Trump spent the morning at the White House, attacking a US ally — Canada — hitting out at Obama, whose name he misspelled in a Twitter post, and assailing the FBI and the Justice Department over the Russia investigation before heading to his golf club in Virginia.
During his campaign, the President said McCain was not a war hero because he was captured in Vietnam and he declined to release a statement marking his death.
It was that kind of behavior that Meghan McCain decried as she spoke from her heart about her father and hero.
“He was a great man. … he was a great fire who burned bright,” she said.
“A few have resented that fire for that light it cast upon them, for the truth it revealed about their character, but my father never cared what they thought,” the senator’s daughter said in staggeringly direct and unrestrained address that would have made her father glow with pride.
She remembered how her father bore his suffering from injuries received as a Vietnam prisoner of war with the “stoic silence that was once the mark of an American man,” in another apparent jab at the President.
Fighting against her grief, and sobbing, McCain’s daughter said she had asked her ailing father how she should approach his eulogy before a vast national audience.
“‘Show them how tough you are,'” she said, quoting the six-term senator and formal naval aviator.
Meghan McCain said her father revered an America that was “generous, welcoming and bold. She is resourceful and confident and secure. America does not boast, because she has no need to,” she said.
When she appropriated Trump’s slogan, “Make America Great Again,” there was silence for a few seconds, then quietly at first, but building in a wave, came a round of applause.
In the third row, behind three ex-presidents, their wives and their Secret Service details, sat Trump’s chief of staff John Kelly. Trump’s daughter Ivanka and son-in-law Jared Kushner were also in the congregation.
Across the aisle from the past presidents sat McCain’s wife, Cindy, who lost her composure only once — when opera singer Renee Fleming sang “Danny Boy,” an elegy of loss and love that consoled the senator in the final days of his life. A tear dropped from her right eye and she rested her head on the shoulder of her son Jack, who wore a white dress Navy uniform.
The funeral is unlikely to change political realities on its own. Trump’s supporters may even see validation in the fact that the President is so decried by the political establishment he won power promising to eviscerate. But it seems destined to become a signature moment in the national assessment of Trump’s presidency that will shape the mid-term elections in November and will culminate in the 2020 White House race.

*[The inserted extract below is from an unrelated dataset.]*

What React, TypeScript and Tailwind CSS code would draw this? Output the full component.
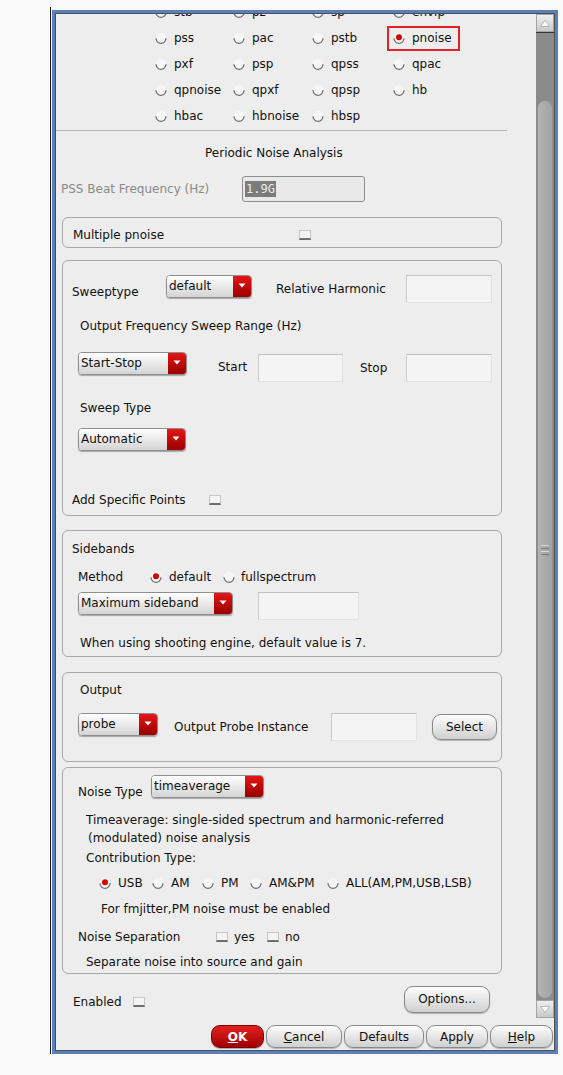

One of McCain’s closest political friends, former Connecticut Sen. Joe Lieberman, remarked that his old colleague’s passing had caused Americans to reconsider the country’s founding values of freedom, human rights, opportunity, democracy and equal justice.
“Remarkably, his death seems to have reminded the American people that these values are what makes us a great nation, not the tribal partisanship and personal attack politics that have recently characterized our life,” Lieberman said.
“This week’s celebration of the life and values of patriotism of this hero, I think have taken our country above all that.”
“It’s the last great gift that John McCain gave America.”